The assumption that metrics comparing us to an average—like GPAs, personality test results, and performance review ratings—reveal something meaningful about our potential is so ingrained in our consciousness that we don't even question it. That assumption, says Harvard's Todd Rose, is spectacularly—and scientifically—wrong.
In The End of Average, Rose, a rising star in the new field of the science of the individual, shows that no one is average. Not you. Not your kids. Not your employees. This isn't hollow sloganeering—it's a mathematical fact with enormous practical consequences.
But while we know people learn and develop in distinctive ways, these unique patterns of behaviors are lost in our schools and businesses, which have been designed around the mythical "average person". This average-size-fits-all model ignores our differences and fails at recognizing talent. It's time to change it.

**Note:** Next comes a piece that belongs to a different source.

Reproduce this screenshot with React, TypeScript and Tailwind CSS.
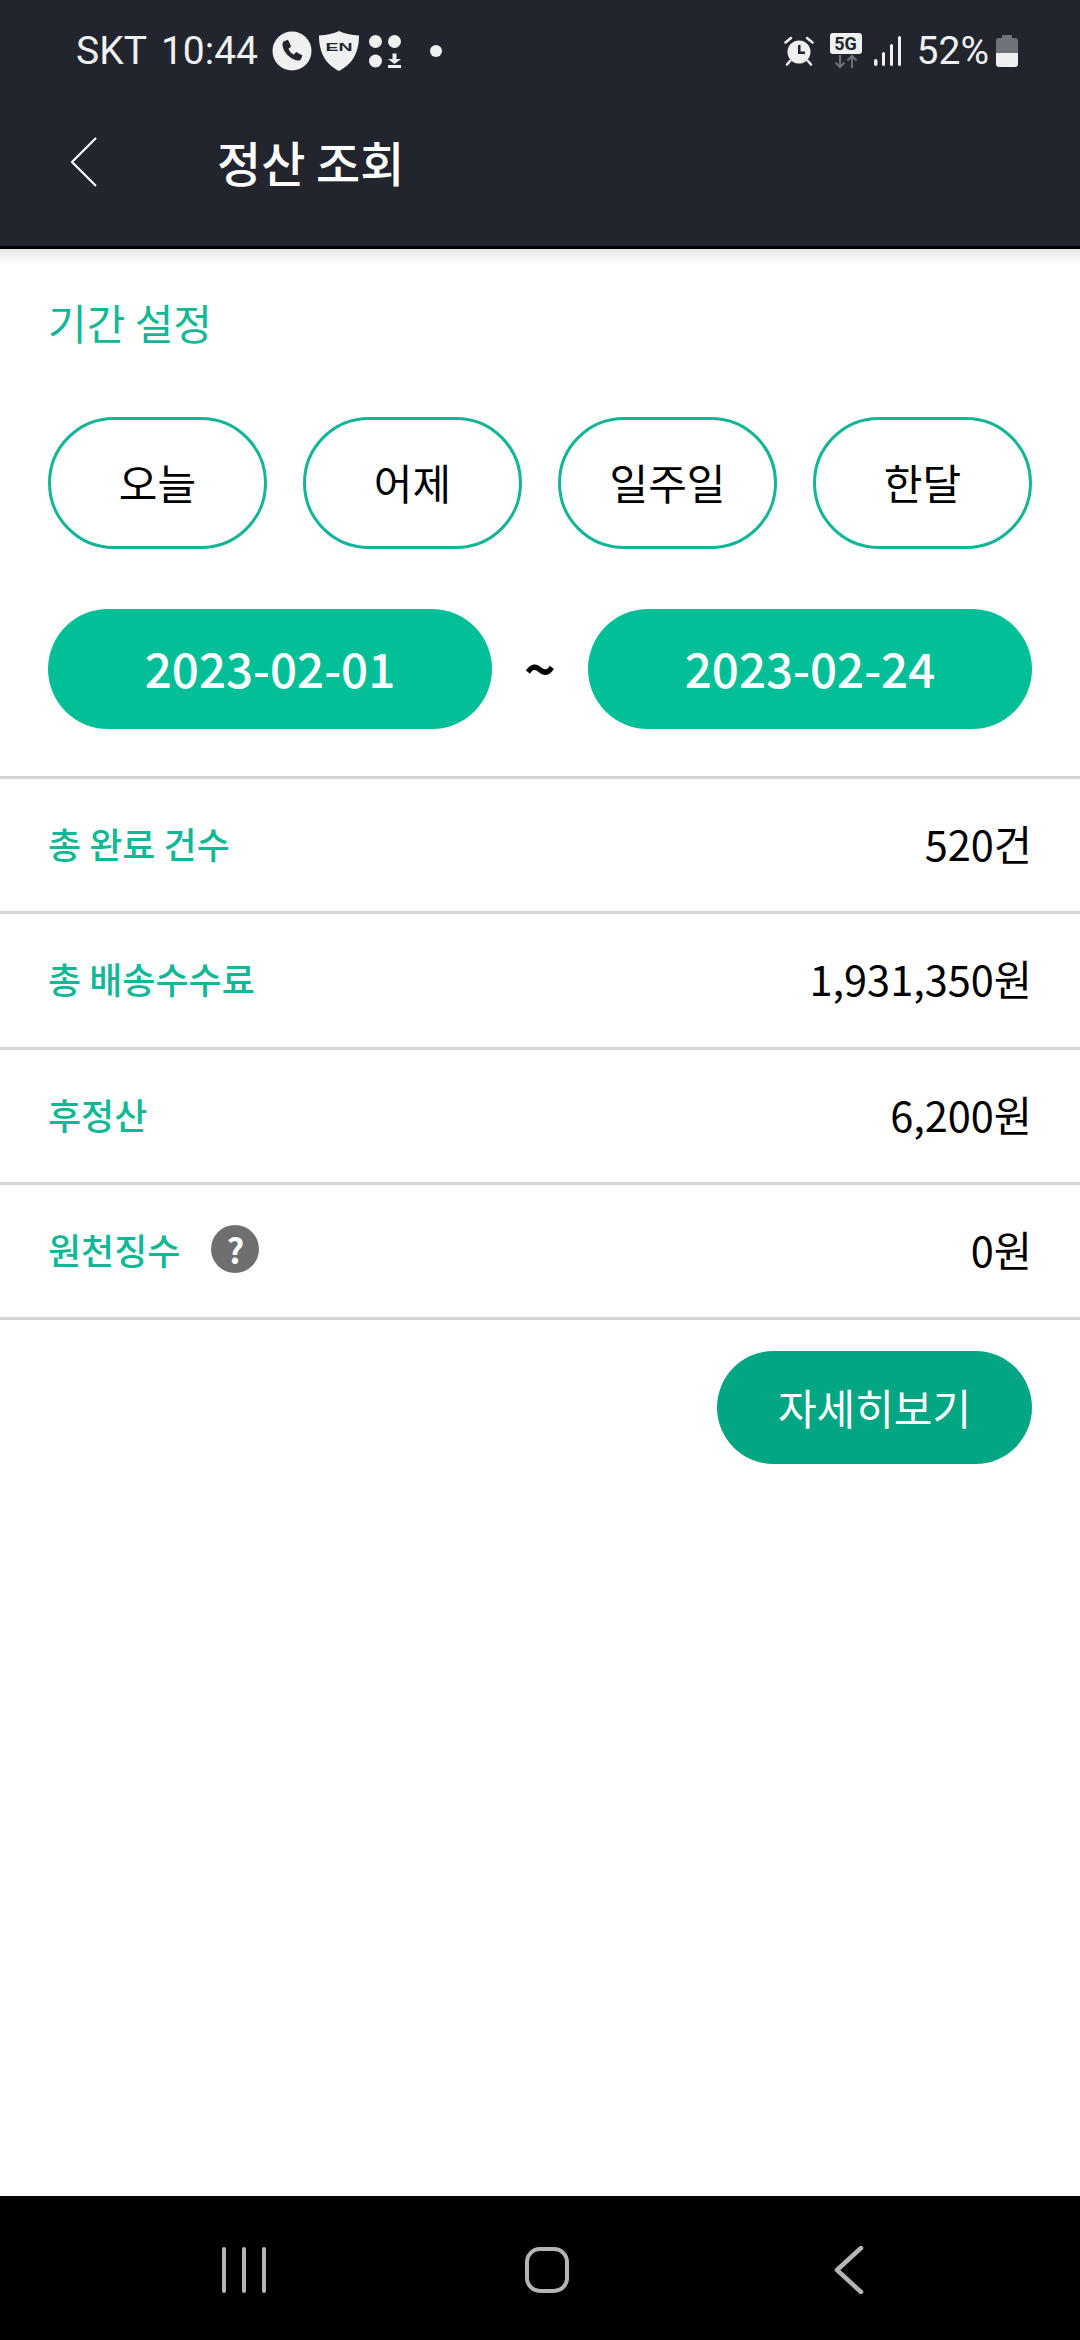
const korean = "font-['Noto_Sans_CJK_KR','Noto_Sans',sans-serif]";

function PhoneIcon() {
  return (
    <svg width="40" height="40" viewBox="0 0 40 40">
      <circle cx="20" cy="20" r="19.500" fill="#eff1f1" />
      <path
        d="M11.500 10.500l4.500-1.700 3.200 6.700-2.700 2.200c.9 2.500 2.900 4.700 5.300 5.700l2.400-2.500 6.300 3.500-1.800 4.300c-1.200.9-2.700 1-4.200.6C17.700 27.700 12 21.800 10.600 15c-.3-1.700-.1-3.300.9-4.500z"
        fill="#22252d"
      />
    </svg>
  );
}

function ShieldIcon() {
  return (
    <svg width="40" height="40" viewBox="0 0 40 40">
      <path
        d="M20 0c5 2.600 12 4.200 20 4.600 0 15-5 28-20 35.400C5 32.600 0 19.600 0 4.600 8 4.200 15 2.600 20 0z"
        fill="#eff1f1"
      />
      <text
        x="20"
        y="19.500"
        textAnchor="middle"
        fontSize="11.500"
        fontWeight="700"
        fontFamily="Liberation Sans, sans-serif"
        fill="#22252d"
        textLength="27"
        lengthAdjust="spacingAndGlyphs"
      >
        EN
      </text>
    </svg>
  );
}

function AppsDownloadIcon() {
  return (
    <svg width="32" height="33" viewBox="0 0 32 33">
      <circle cx="6.500" cy="6.500" r="6.500" fill="#eff1f1" />
      <circle cx="25.500" cy="6.500" r="6.500" fill="#eff1f1" />
      <circle cx="6.500" cy="26" r="6.500" fill="#eff1f1" />
      <path d="M23.500 18.500h4v5.500h4.500l-6.500 5-6.500-5h4.500z" fill="#eff1f1" />
      <rect x="19" y="30" width="13" height="3" fill="#eff1f1" />
    </svg>
  );
}

function AlarmIcon() {
  return (
    <svg width="30" height="30" viewBox="0 0 30 30">
      <circle cx="15" cy="16" r="11.500" fill="#eff1f1" />
      <path d="M14 9h2.500v6.500H21V18h-7z" fill="#22252d" />
      <path d="M1.500 6.500L7 2M28.500 6.500L23 2M6 25l-3 3.500M24 25l3 3.500" stroke="#eff1f1" strokeWidth="2.500" strokeLinecap="round" />
    </svg>
  );
}

function FiveGIcon() {
  return (
    <div className="flex w-[32px] flex-col items-center">
      <div className="flex h-[21px] w-[32px] items-center justify-center rounded-[3px] bg-[#eff1f1] font-['Roboto',sans-serif] text-[18px] leading-none font-bold text-[#22252d]">
        5G
      </div>
      <svg width="28" height="15" viewBox="0 0 28 15">
        <path d="M8 1v12M3.500 8.500L8 13l4.500-4.500" fill="none" stroke="#6f7378" strokeWidth="2" />
        <path d="M20 14V2M15.500 6.500L20 2l4.500 4.500" fill="none" stroke="#6f7378" strokeWidth="2" />
      </svg>
    </div>
  );
}

function SignalIcon() {
  return (
    <svg width="28" height="30" viewBox="0 0 28 30">
      <rect x="0" y="23" width="3.500" height="7" rx="1.700" fill="#eff1f1" />
      <rect x="8" y="16" width="3" height="14" rx="1.500" fill="#eff1f1" />
      <rect x="16" y="8" width="3" height="22" rx="1.500" fill="#eff1f1" />
      <rect x="24" y="0" width="3" height="30" rx="1.500" fill="#eff1f1" />
    </svg>
  );
}

function BatteryIcon() {
  return (
    <svg width="22" height="32" viewBox="0 0 22 32">
      <path d="M7 0h8a1 1 0 0 1 1 1v2h3a3 3 0 0 1 3 3v12H0V6a3 3 0 0 1 3-3h3V1a1 1 0 0 1 1-1z" fill="#6f7378" />
      <path d="M0 18h22v11a3 3 0 0 1-3 3H3a3 3 0 0 1-3-3z" fill="#eff1f1" />
    </svg>
  );
}

function StatusBar() {
  return (
    <div className="flex h-[102px] items-center justify-between pr-[62px] pl-[76px] font-['Roboto',sans-serif] text-[39px] text-[#eff1f1]">
      <div className="flex items-center">
        <span className="mr-[14px]">SKT</span>
        <span className="mr-[14px]">10:44</span>
        <PhoneIcon />
        <div className="ml-[7px]">
          <ShieldIcon />
        </div>
        <div className="ml-[10px]">
          <AppsDownloadIcon />
        </div>
        <div className="ml-[29px] h-[12px] w-[12px] rounded-full bg-[#eff1f1]" />
      </div>
      <div className="flex items-center">
        <AlarmIcon />
        <div className="ml-[16px]">
          <FiveGIcon />
        </div>
        <div className="ml-[12px]">
          <SignalIcon />
        </div>
        <span className="ml-[15px]">52%</span>
        <div className="ml-[7px]">
          <BatteryIcon />
        </div>
      </div>
    </div>
  );
}

function Header() {
  return (
    <div className="h-[249px] shrink-0 border-b-[3px] border-black bg-[#22252d]">
      <StatusBar />
      <div className="flex h-[122px] items-center pl-[71px]">
        <svg width="26" height="50" viewBox="0 0 26 50" fill="none" className="mb-[3px]">
          <path d="M25 1L1 25l24 24" stroke="#ffffff" strokeWidth="2.200" />
        </svg>
        <h1 className={`mb-[4px] ml-[120px] text-[48px] font-medium text-white ${korean}`}>정산 조회</h1>
      </div>
    </div>
  );
}

function QuickRange({ label }: { label: string }) {
  return (
    <button className="flex h-[132px] w-[219px] items-center justify-center rounded-full border-[3px] border-[#13b597] bg-white pb-[4px] text-[42px] text-black">
      {label}
    </button>
  );
}

function DateButton({ date }: { date: string }) {
  return (
    <button className="flex h-[120px] w-[444px] items-center justify-center rounded-full bg-[#02bf98] pb-[3px] text-[47.500px] font-medium text-white">
      {date}
    </button>
  );
}

function SummaryRow({
  label,
  value,
  help,
}: {
  label: string;
  value: string;
  help?: boolean;
}) {
  return (
    <div className="flex h-[135.300px] items-center justify-between border-b-[3px] border-[#d5d5d5] px-[48px] pb-[4px]">
      <div className="flex items-center">
        <span className="text-[36px] font-medium text-[#10b896]">{label}</span>
        {help && (
          <span className="ml-[31px] flex h-[48px] w-[48px] items-center justify-center rounded-full bg-[#6f6f6f] text-[34px] font-bold text-white">
            ?
          </span>
        )}
      </div>
      <span className="text-[41.500px] text-black">{value}</span>
    </div>
  );
}

function NavBar() {
  return (
    <div className="flex h-[144px] shrink-0 items-center bg-black pt-[4px]">
      <div className="flex w-full items-center justify-between pr-[216px] pl-[222px]">
        <svg width="44" height="46" viewBox="0 0 44 46" fill="none" stroke="#b4b4b4" strokeWidth="4" strokeLinecap="round">
          <path d="M2 2v42M22 2v42M42 2v42" />
        </svg>
        <svg width="44" height="46" viewBox="0 0 44 46" fill="none" className="mr-[6px]">
          <rect x="2" y="2" width="40" height="42" rx="13" stroke="#b4b4b4" strokeWidth="4" />
        </svg>
        <svg width="30" height="48" viewBox="0 0 30 48" fill="none">
          <path d="M27 2L3 24l24 22" stroke="#b4b4b4" strokeWidth="4.500" strokeLinecap="round" strokeLinejoin="round" />
        </svg>
      </div>
    </div>
  );
}

export default function App() {
  return (
    <div className={`flex h-[2340px] w-[1080px] flex-col bg-white ${korean}`}>
      <Header />
      <main className="flex-1 bg-gradient-to-b from-[#e6e6e6] to-white to-[16px]">
        <div className="flex h-[149px] items-center px-[48px] pb-[5px] text-[42px] text-[#10b896]">
          기간 설정
        </div>
        <div className="mt-[19px] flex justify-between px-[48px]">
          <QuickRange label="오늘" />
          <QuickRange label="어제" />
          <QuickRange label="일주일" />
          <QuickRange label="한달" />
        </div>
        <div className="mt-[60px] flex items-center justify-between px-[48px]">
          <DateButton date="2023-02-01" />
          <span className="mb-[4px] text-[54px] leading-none font-bold text-black">~</span>
          <DateButton date="2023-02-24" />
        </div>
        <div className="mt-[47px] border-t-[3px] border-[#d5d5d5]">
          <SummaryRow label="총 완료 건수" value="520건" />
          <SummaryRow label="총 배송수수료" value="1,931,350원" />
          <SummaryRow label="후정산" value="6,200원" />
          <SummaryRow label="원천징수" value="0원" help />
        </div>
        <div className="mt-[31px] flex justify-end px-[48px]">
          <button className="flex h-[113px] w-[315px] items-center justify-center rounded-full bg-[#03a682] pb-[3px] text-[42px] text-white">
            자세히보기
          </button>
        </div>
      </main>
      <NavBar />
    </div>
  );
}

Weaving science, history, and his personal experiences as a high school dropout, Rose offers a powerful alternative to understanding individuals through averages: the three principles of individuality. The jaggedness principle (talent is always jagged), the context principle (traits are a myth), and the pathways principle (we all walk the road less traveled) help us understand our true uniqueness - and that of others - and how to take full advantage of individuality to gain an edge in life.
Listen to this powerful manifesto in the ranks of Drive, Quiet, and Mindset - and you won't see averages or talent in the same way again.
PLEASE NOTE: When you purchase this title, the accompanying reference material will be available in your Library section along with the audio.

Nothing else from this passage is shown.